# Dataset excerpt
---

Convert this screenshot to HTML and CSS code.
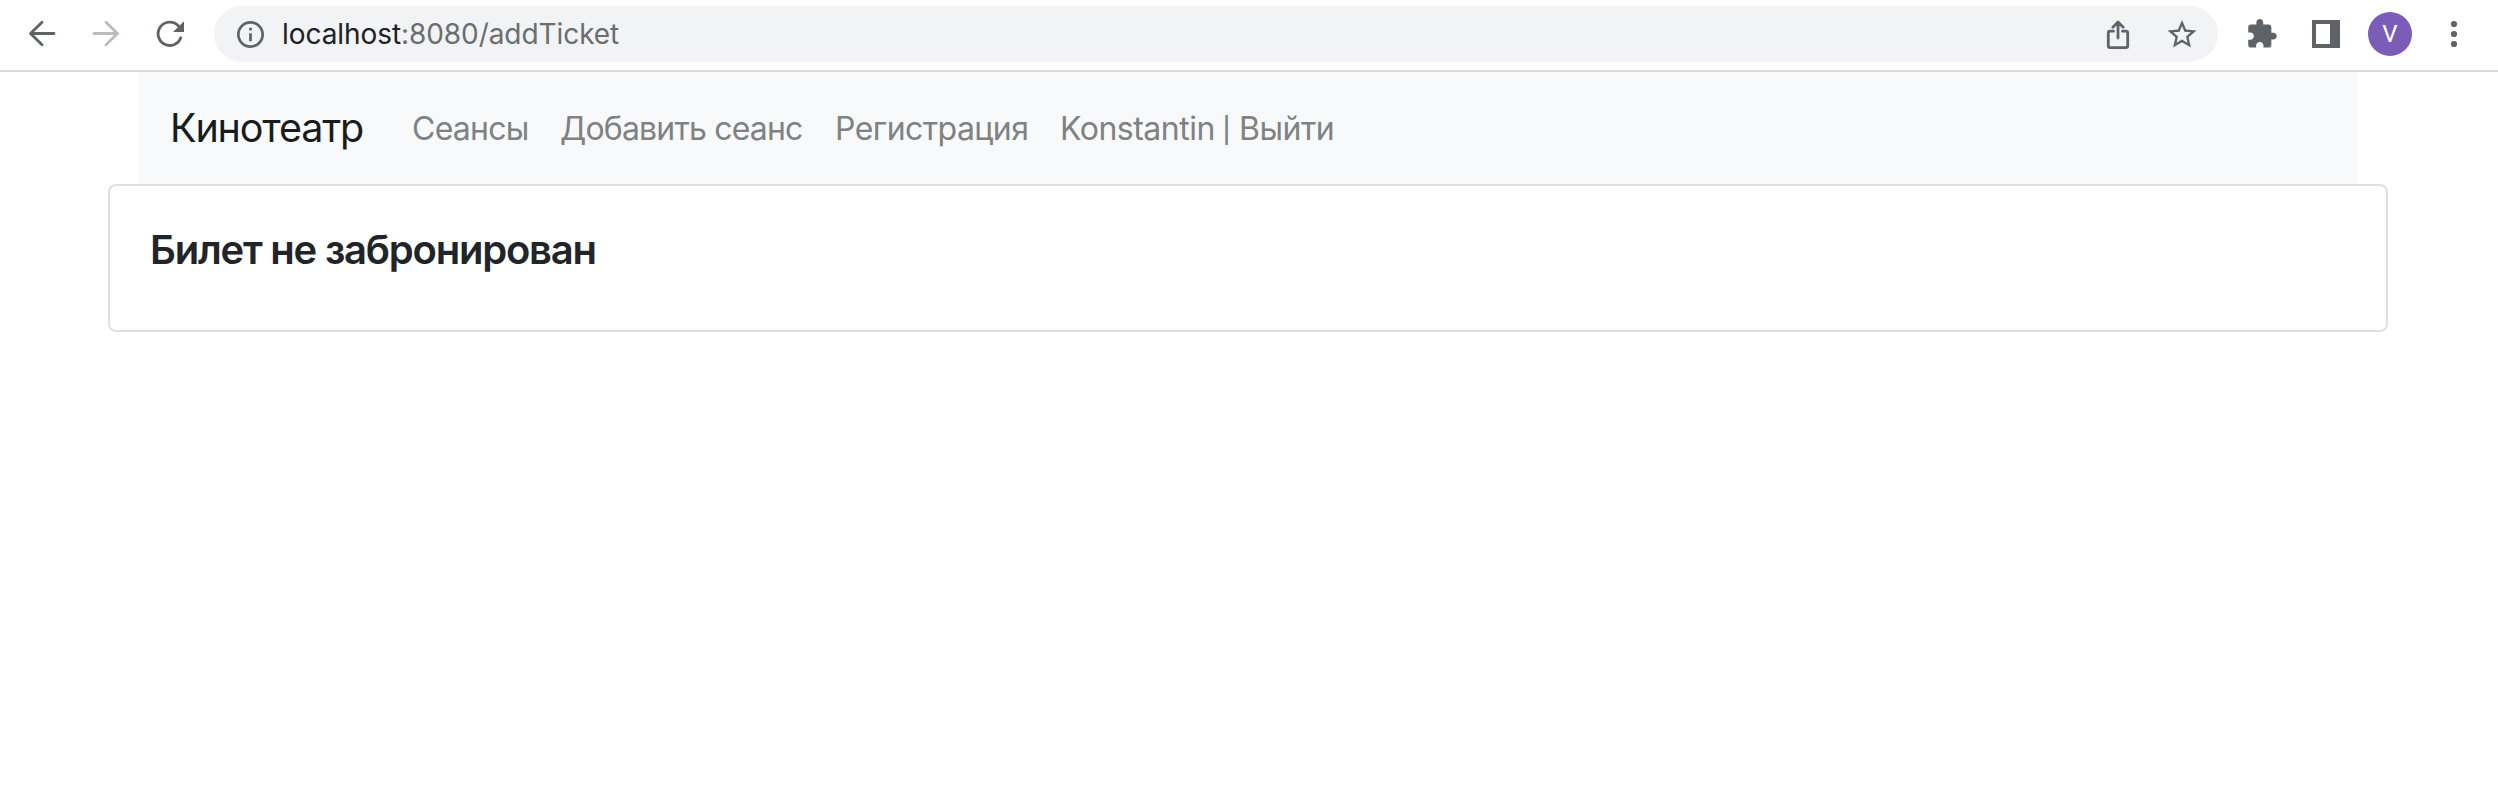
FILE: index.html
```
<!DOCTYPE html>
<html lang="ru">
<head>
<meta charset="utf-8">
<title>Кинотеатр</title>
<link rel="stylesheet" href="styles.css">
</head>
<body>
<header class="toolbar">
  <div class="btn"><svg class="icon line" viewBox="0 0 48 48"><path d="M36 23.5H13M24 12.2L12.5 23.5L24 34.8"/></svg></div>
  <div class="btn"><svg class="icon line disabled" viewBox="0 0 48 48"><path d="M12 23.5H35M24 12.2L35.5 23.5L24 34.8"/></svg></div>
  <div class="btn"><svg class="icon line" viewBox="0 0 48 48"><path d="M34.8 27.8A11.7 11.7 0 1 1 32.3 15.7"/><path class="solid" d="M38 11.2V22H27z"/></svg></div>
  <div class="address">
    <svg class="icon" viewBox="0 0 48 48"><g transform="translate(8.3 8.3) scale(1.35)"><path d="M11 7h2v2h-2zm0 4h2v6h-2zm1-9C6.48 2 2 6.48 2 12s4.48 10 10 10 10-4.48 10-10S17.52 2 12 2zm0 18c-4.41 0-8-3.59-8-8s3.59-8 8-8 8 3.59 8 8-3.59 8-8 8z"/></g></svg>
    <div class="url"><span class="host">localhost</span><span class="path">:8080/addTicket</span></div>
    <div class="btn"><svg class="icon line" viewBox="0 0 48 48"><path d="M19.5 21.2H16Q14.3 21.2 14.3 23V35.7Q14.3 37.6 16.2 37.6H31.8Q33.7 37.6 33.7 35.7V23Q33.7 21.2 32 21.2H28.5M24 28V12.5M18.8 17.2L24 12L29.2 17.2"/></svg></div>
    <div class="btn"><svg class="icon" viewBox="0 0 48 48"><path transform="translate(6.6 7.1) scale(1.45)" d="M22 9.24l-7.19-.62L12 2 9.19 8.63 2 9.24l5.46 4.73L5.82 21 12 17.27 18.18 21l-1.63-7.03L22 9.24zM12 15.4l-3.76 2.27 1-4.28-3.32-2.88 4.38-.38L12 6.1l1.71 4.04 4.38.38-3.32 2.88 1 4.28L12 15.4z"/></svg></div>
  </div>
  <div class="btn"><svg class="icon" viewBox="0 0 48 48"><path transform="translate(7.5 7.7) scale(1.36)" d="M20.5 11H19V7c0-1.1-.9-2-2-2h-4V3.5C13 2.12 11.88 1 10.5 1S8 2.12 8 3.5V5H4c-1.1 0-1.99.9-1.99 2v3.8H3.5c1.49 0 2.7 1.21 2.7 2.7s-1.21 2.7-2.7 2.7H2V20c0 1.1.9 2 2 2h3.8v-1.5c0-1.49 1.21-2.7 2.7-2.7 1.49 0 2.7 1.21 2.7 2.7V22H17c1.1 0 2-.9 2-2v-4h1.5c1.38 0 2.5-1.12 2.5-2.5S21.88 11 20.5 11z"/></svg></div>
  <div class="btn"><svg class="icon" viewBox="0 0 48 48"><path fill-rule="evenodd" d="M10 10H38V38H10zM14 14V34H28V14z"/></svg></div>
  <div class="btn"><div class="avatar">V</div></div>
  <div class="btn"><svg class="icon" viewBox="0 0 48 48"><circle cx="24" cy="14" r="3.1"/><circle cx="24" cy="24" r="3.1"/><circle cx="24" cy="34" r="3.1"/></svg></div>
</header>
<main class="container">
  <nav class="navbar">
    <a class="brand">Кинотеатр</a>
    <a class="link seances">Сеансы</a>
    <a class="link add">Добавить сеанс</a>
    <a class="link register">Регистрация</a>
    <a class="link user">Konstantin <span class="bar">|</span> Выйти</a>
  </nav>
  <section class="card"><h5 class="title">Билет не забронирован</h5></section>
</main>
</body>
</html>
```
FILE: styles.css
```
* { box-sizing: border-box; }
body { margin: 0; background: #fff; font-family: Inter, "Liberation Sans", sans-serif; }
.toolbar { display: flex; height: 72px; padding: 0 12px 2px 10px; border-bottom: 2px solid #dadcdc; }
.btn { display: flex; flex: none; width: 64px; height: 68px; align-items: center; justify-content: center; }
.icon { flex: none; width: 48px; height: 48px; fill: #5f6368; }
.line { fill: none; stroke: #5f6368; stroke-width: 2.8; stroke-linecap: round; stroke-linejoin: round; }
.disabled { stroke: #babcbe; }
.solid { fill: #5f6368; stroke: none; }
.address { display: flex; flex: 1; align-items: center; height: 56px; margin: 6px 12px 0; padding: 0 4px 0 12px; border-radius: 28px; background: #f1f3f4; }
.url { flex: 1; margin-left: 8px; font-size: 28px; line-height: 56px; white-space: nowrap; }
.host { color: #202124; letter-spacing: -0.07px; }
.path { color: #6b6d6f; letter-spacing: -0.07px; }
.avatar { width: 44px; height: 44px; border-radius: 50%; background: #7a5cb9; color: #fff; font: 400 24px/45px Roboto, sans-serif; text-align: center; }
.container { width: 2280px; margin: 0 0 0 108px; padding: 0; }
.navbar { display: flex; align-items: center; height: 112px; margin: 0 30px; padding: 0 32px; background: #f8f9fb; white-space: nowrap; }
.brand { width: 242px; font-size: 39.5px; color: #1a1b1b; letter-spacing: -1.15px; }
.link { font-size: 32px; color: #808182; letter-spacing: -0.75px; }
.seances { width: 148px; }
.add { width: 275px; letter-spacing: -0.82px; }
.register { width: 225px; letter-spacing: -0.57px; }
.user { letter-spacing: -0.5px; }
.bar { font-size: 25px; font-weight: 500; margin: 0 0 0 -1px; position: relative; top: -1px; }
.card { height: 148px; padding: 36px 40px; border: 2px solid #dedfdf; border-radius: 8px; background: #fff; }
.title { margin: 0; font-size: 40px; line-height: 56px; font-weight: 600; color: #212529; letter-spacing: -1.22px; }
```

---

# Problem requirements
Reproduce the material word for word. Any pictures should be left out of the copy.

# Written solution
Convert this screenshot to HTML and CSS code.
FILE: index.html
```
<!DOCTYPE html>
<html lang="ru">
<head>
<meta charset="utf-8">
<title>Кинотеатр</title>
<link rel="stylesheet" href="styles.css">
</head>
<body>
<header class="toolbar">
  <div class="btn"><svg class="icon line" viewBox="0 0 48 48"><path d="M36 23.5H13M24 12.2L12.5 23.5L24 34.8"/></svg></div>
  <div class="btn"><svg class="icon line disabled" viewBox="0 0 48 48"><path d="M12 23.5H35M24 12.2L35.5 23.5L24 34.8"/></svg></div>
  <div class="btn"><svg class="icon line" viewBox="0 0 48 48"><path d="M34.8 27.8A11.7 11.7 0 1 1 32.3 15.7"/><path class="solid" d="M38 11.2V22H27z"/></svg></div>
  <div class="address">
    <svg class="icon" viewBox="0 0 48 48"><g transform="translate(8.3 8.3) scale(1.35)"><path d="M11 7h2v2h-2zm0 4h2v6h-2zm1-9C6.48 2 2 6.48 2 12s4.48 10 10 10 10-4.48 10-10S17.52 2 12 2zm0 18c-4.41 0-8-3.59-8-8s3.59-8 8-8 8 3.59 8 8-3.59 8-8 8z"/></g></svg>
    <div class="url"><span class="host">localhost</span><span class="path">:8080/addTicket</span></div>
    <div class="btn"><svg class="icon line" viewBox="0 0 48 48"><path d="M19.5 21.2H16Q14.3 21.2 14.3 23V35.7Q14.3 37.6 16.2 37.6H31.8Q33.7 37.6 33.7 35.7V23Q33.7 21.2 32 21.2H28.5M24 28V12.5M18.8 17.2L24 12L29.2 17.2"/></svg></div>
    <div class="btn"><svg class="icon" viewBox="0 0 48 48"><path transform="translate(6.6 7.1) scale(1.45)" d="M22 9.24l-7.19-.62L12 2 9.19 8.63 2 9.24l5.46 4.73L5.82 21 12 17.27 18.18 21l-1.63-7.03L22 9.24zM12 15.4l-3.76 2.27 1-4.28-3.32-2.88 4.38-.38L12 6.1l1.71 4.04 4.38.38-3.32 2.88 1 4.28L12 15.4z"/></svg></div>
  </div>
  <div class="btn"><svg class="icon" viewBox="0 0 48 48"><path transform="translate(7.5 7.7) scale(1.36)" d="M20.5 11H19V7c0-1.1-.9-2-2-2h-4V3.5C13 2.12 11.88 1 10.5 1S8 2.12 8 3.5V5H4c-1.1 0-1.99.9-1.99 2v3.8H3.5c1.49 0 2.7 1.21 2.7 2.7s-1.21 2.7-2.7 2.7H2V20c0 1.1.9 2 2 2h3.8v-1.5c0-1.49 1.21-2.7 2.7-2.7 1.49 0 2.7 1.21 2.7 2.7V22H17c1.1 0 2-.9 2-2v-4h1.5c1.38 0 2.5-1.12 2.5-2.5S21.88 11 20.5 11z"/></svg></div>
  <div class="btn"><svg class="icon" viewBox="0 0 48 48"><path fill-rule="evenodd" d="M10 10H38V38H10zM14 14V34H28V14z"/></svg></div>
  <div class="btn"><div class="avatar">V</div></div>
  <div class="btn"><svg class="icon" viewBox="0 0 48 48"><circle cx="24" cy="14" r="3.1"/><circle cx="24" cy="24" r="3.1"/><circle cx="24" cy="34" r="3.1"/></svg></div>
</header>
<main class="container">
  <nav class="navbar">
    <a class="brand">Кинотеатр</a>
    <a class="link seances">Сеансы</a>
    <a class="link add">Добавить сеанс</a>
    <a class="link register">Регистрация</a>
    <a class="link user">Konstantin <span class="bar">|</span> Выйти</a>
  </nav>
  <section class="card"><h5 class="title">Билет не забронирован</h5></section>
</main>
</body>
</html>
```
FILE: styles.css
```
* { box-sizing: border-box; }
body { margin: 0; background: #fff; font-family: Inter, "Liberation Sans", sans-serif; }
.toolbar { display: flex; height: 72px; padding: 0 12px 2px 10px; border-bottom: 2px solid #dadcdc; }
.btn { display: flex; flex: none; width: 64px; height: 68px; align-items: center; justify-content: center; }
.icon { flex: none; width: 48px; height: 48px; fill: #5f6368; }
.line { fill: none; stroke: #5f6368; stroke-width: 2.8; stroke-linecap: round; stroke-linejoin: round; }
.disabled { stroke: #babcbe; }
.solid { fill: #5f6368; stroke: none; }
.address { display: flex; flex: 1; align-items: center; height: 56px; margin: 6px 12px 0; padding: 0 4px 0 12px; border-radius: 28px; background: #f1f3f4; }
.url { flex: 1; margin-left: 8px; font-size: 28px; line-height: 56px; white-space: nowrap; }
.host { color: #202124; letter-spacing: -0.07px; }
.path { color: #6b6d6f; letter-spacing: -0.07px; }
.avatar { width: 44px; height: 44px; border-radius: 50%; background: #7a5cb9; color: #fff; font: 400 24px/45px Roboto, sans-serif; text-align: center; }
.container { width: 2280px; margin: 0 0 0 108px; padding: 0; }
.navbar { display: flex; align-items: center; height: 112px; margin: 0 30px; padding: 0 32px; background: #f8f9fb; white-space: nowrap; }
.brand { width: 242px; font-size: 39.5px; color: #1a1b1b; letter-spacing: -1.15px; }
.link { font-size: 32px; color: #808182; letter-spacing: -0.75px; }
.seances { width: 148px; }
.add { width: 275px; letter-spacing: -0.82px; }
.register { width: 225px; letter-spacing: -0.57px; }
.user { letter-spacing: -0.5px; }
.bar { font-size: 25px; font-weight: 500; margin: 0 0 0 -1px; position: relative; top: -1px; }
.card { height: 148px; padding: 36px 40px; border: 2px solid #dedfdf; border-radius: 8px; background: #fff; }
.title { margin: 0; font-size: 40px; line-height: 56px; font-weight: 600; color: #212529; letter-spacing: -1.22px; }
```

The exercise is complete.